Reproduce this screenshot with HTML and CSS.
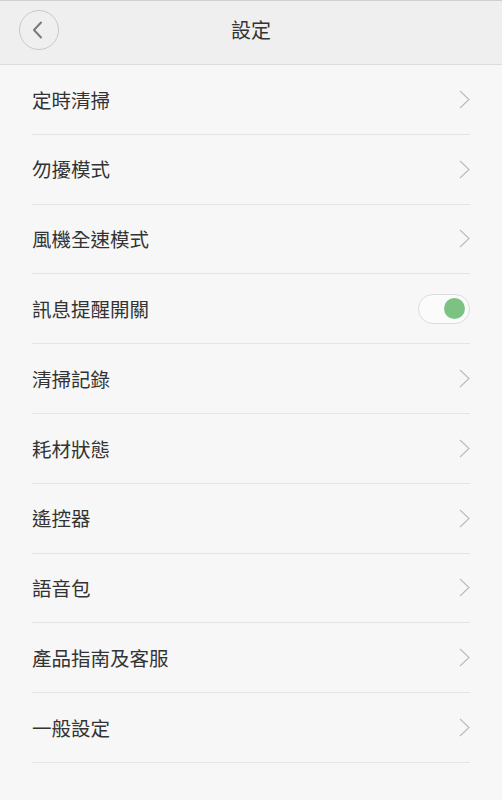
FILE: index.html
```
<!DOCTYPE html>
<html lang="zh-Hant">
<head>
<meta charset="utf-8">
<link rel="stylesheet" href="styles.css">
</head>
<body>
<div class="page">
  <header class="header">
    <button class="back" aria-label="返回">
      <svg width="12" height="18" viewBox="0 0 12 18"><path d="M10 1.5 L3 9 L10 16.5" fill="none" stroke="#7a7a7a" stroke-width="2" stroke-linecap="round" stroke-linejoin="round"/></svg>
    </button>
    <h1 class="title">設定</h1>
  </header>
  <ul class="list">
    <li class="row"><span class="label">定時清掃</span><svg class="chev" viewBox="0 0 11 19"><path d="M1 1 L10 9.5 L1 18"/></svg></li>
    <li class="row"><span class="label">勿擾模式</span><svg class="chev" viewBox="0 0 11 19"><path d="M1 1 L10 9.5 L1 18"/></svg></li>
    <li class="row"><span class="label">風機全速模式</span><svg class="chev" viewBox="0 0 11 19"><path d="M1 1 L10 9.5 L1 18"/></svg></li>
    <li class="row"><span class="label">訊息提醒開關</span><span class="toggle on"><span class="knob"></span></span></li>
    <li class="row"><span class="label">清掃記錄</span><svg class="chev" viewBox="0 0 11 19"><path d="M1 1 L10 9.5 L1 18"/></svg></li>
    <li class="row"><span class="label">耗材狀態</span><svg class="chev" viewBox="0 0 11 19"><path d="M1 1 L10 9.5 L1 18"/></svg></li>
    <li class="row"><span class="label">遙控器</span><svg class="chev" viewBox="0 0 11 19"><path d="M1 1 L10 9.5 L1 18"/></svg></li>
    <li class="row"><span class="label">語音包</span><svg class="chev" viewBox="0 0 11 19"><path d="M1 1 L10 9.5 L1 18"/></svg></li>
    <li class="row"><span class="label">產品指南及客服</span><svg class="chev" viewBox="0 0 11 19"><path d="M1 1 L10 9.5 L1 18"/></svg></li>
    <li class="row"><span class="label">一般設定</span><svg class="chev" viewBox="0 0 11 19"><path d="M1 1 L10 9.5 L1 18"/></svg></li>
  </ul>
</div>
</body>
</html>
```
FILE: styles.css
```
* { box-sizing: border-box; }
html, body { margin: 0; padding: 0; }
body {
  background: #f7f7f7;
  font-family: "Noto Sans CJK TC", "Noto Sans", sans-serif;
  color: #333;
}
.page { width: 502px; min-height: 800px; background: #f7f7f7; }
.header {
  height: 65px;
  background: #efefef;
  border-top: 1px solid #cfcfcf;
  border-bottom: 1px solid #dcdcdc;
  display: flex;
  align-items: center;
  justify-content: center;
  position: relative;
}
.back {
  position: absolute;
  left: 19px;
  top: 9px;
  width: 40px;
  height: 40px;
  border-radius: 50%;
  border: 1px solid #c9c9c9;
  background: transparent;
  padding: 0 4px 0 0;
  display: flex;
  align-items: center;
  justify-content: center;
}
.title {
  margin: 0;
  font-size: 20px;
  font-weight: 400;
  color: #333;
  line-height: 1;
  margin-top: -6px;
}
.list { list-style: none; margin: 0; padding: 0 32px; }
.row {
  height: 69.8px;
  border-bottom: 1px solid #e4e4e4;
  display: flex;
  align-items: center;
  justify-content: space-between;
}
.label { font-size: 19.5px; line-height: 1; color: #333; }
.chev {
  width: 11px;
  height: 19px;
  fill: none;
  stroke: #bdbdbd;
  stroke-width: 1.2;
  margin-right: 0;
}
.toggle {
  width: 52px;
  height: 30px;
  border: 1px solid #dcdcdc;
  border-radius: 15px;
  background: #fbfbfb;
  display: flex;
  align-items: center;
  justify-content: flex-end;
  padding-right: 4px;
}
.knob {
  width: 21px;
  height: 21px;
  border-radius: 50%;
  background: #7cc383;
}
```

- [BRIEF]: Leave every image out, and retype the material exactly.

- [EXERCISE OUTPUT]:
Reproduce this screenshot with HTML and CSS.
FILE: index.html
```
<!DOCTYPE html>
<html lang="zh-Hant">
<head>
<meta charset="utf-8">
<link rel="stylesheet" href="styles.css">
</head>
<body>
<div class="page">
  <header class="header">
    <button class="back" aria-label="返回">
      <svg width="12" height="18" viewBox="0 0 12 18"><path d="M10 1.5 L3 9 L10 16.5" fill="none" stroke="#7a7a7a" stroke-width="2" stroke-linecap="round" stroke-linejoin="round"/></svg>
    </button>
    <h1 class="title">設定</h1>
  </header>
  <ul class="list">
    <li class="row"><span class="label">定時清掃</span><svg class="chev" viewBox="0 0 11 19"><path d="M1 1 L10 9.5 L1 18"/></svg></li>
    <li class="row"><span class="label">勿擾模式</span><svg class="chev" viewBox="0 0 11 19"><path d="M1 1 L10 9.5 L1 18"/></svg></li>
    <li class="row"><span class="label">風機全速模式</span><svg class="chev" viewBox="0 0 11 19"><path d="M1 1 L10 9.5 L1 18"/></svg></li>
    <li class="row"><span class="label">訊息提醒開關</span><span class="toggle on"><span class="knob"></span></span></li>
    <li class="row"><span class="label">清掃記錄</span><svg class="chev" viewBox="0 0 11 19"><path d="M1 1 L10 9.5 L1 18"/></svg></li>
    <li class="row"><span class="label">耗材狀態</span><svg class="chev" viewBox="0 0 11 19"><path d="M1 1 L10 9.5 L1 18"/></svg></li>
    <li class="row"><span class="label">遙控器</span><svg class="chev" viewBox="0 0 11 19"><path d="M1 1 L10 9.5 L1 18"/></svg></li>
    <li class="row"><span class="label">語音包</span><svg class="chev" viewBox="0 0 11 19"><path d="M1 1 L10 9.5 L1 18"/></svg></li>
    <li class="row"><span class="label">產品指南及客服</span><svg class="chev" viewBox="0 0 11 19"><path d="M1 1 L10 9.5 L1 18"/></svg></li>
    <li class="row"><span class="label">一般設定</span><svg class="chev" viewBox="0 0 11 19"><path d="M1 1 L10 9.5 L1 18"/></svg></li>
  </ul>
</div>
</body>
</html>
```
FILE: styles.css
```
* { box-sizing: border-box; }
html, body { margin: 0; padding: 0; }
body {
  background: #f7f7f7;
  font-family: "Noto Sans CJK TC", "Noto Sans", sans-serif;
  color: #333;
}
.page { width: 502px; min-height: 800px; background: #f7f7f7; }
.header {
  height: 65px;
  background: #efefef;
  border-top: 1px solid #cfcfcf;
  border-bottom: 1px solid #dcdcdc;
  display: flex;
  align-items: center;
  justify-content: center;
  position: relative;
}
.back {
  position: absolute;
  left: 19px;
  top: 9px;
  width: 40px;
  height: 40px;
  border-radius: 50%;
  border: 1px solid #c9c9c9;
  background: transparent;
  padding: 0 4px 0 0;
  display: flex;
  align-items: center;
  justify-content: center;
}
.title {
  margin: 0;
  font-size: 20px;
  font-weight: 400;
  color: #333;
  line-height: 1;
  margin-top: -6px;
}
.list { list-style: none; margin: 0; padding: 0 32px; }
.row {
  height: 69.8px;
  border-bottom: 1px solid #e4e4e4;
  display: flex;
  align-items: center;
  justify-content: space-between;
}
.label { font-size: 19.5px; line-height: 1; color: #333; }
.chev {
  width: 11px;
  height: 19px;
  fill: none;
  stroke: #bdbdbd;
  stroke-width: 1.2;
  margin-right: 0;
}
.toggle {
  width: 52px;
  height: 30px;
  border: 1px solid #dcdcdc;
  border-radius: 15px;
  background: #fbfbfb;
  display: flex;
  align-items: center;
  justify-content: flex-end;
  padding-right: 4px;
}
.knob {
  width: 21px;
  height: 21px;
  border-radius: 50%;
  background: #7cc383;
}
```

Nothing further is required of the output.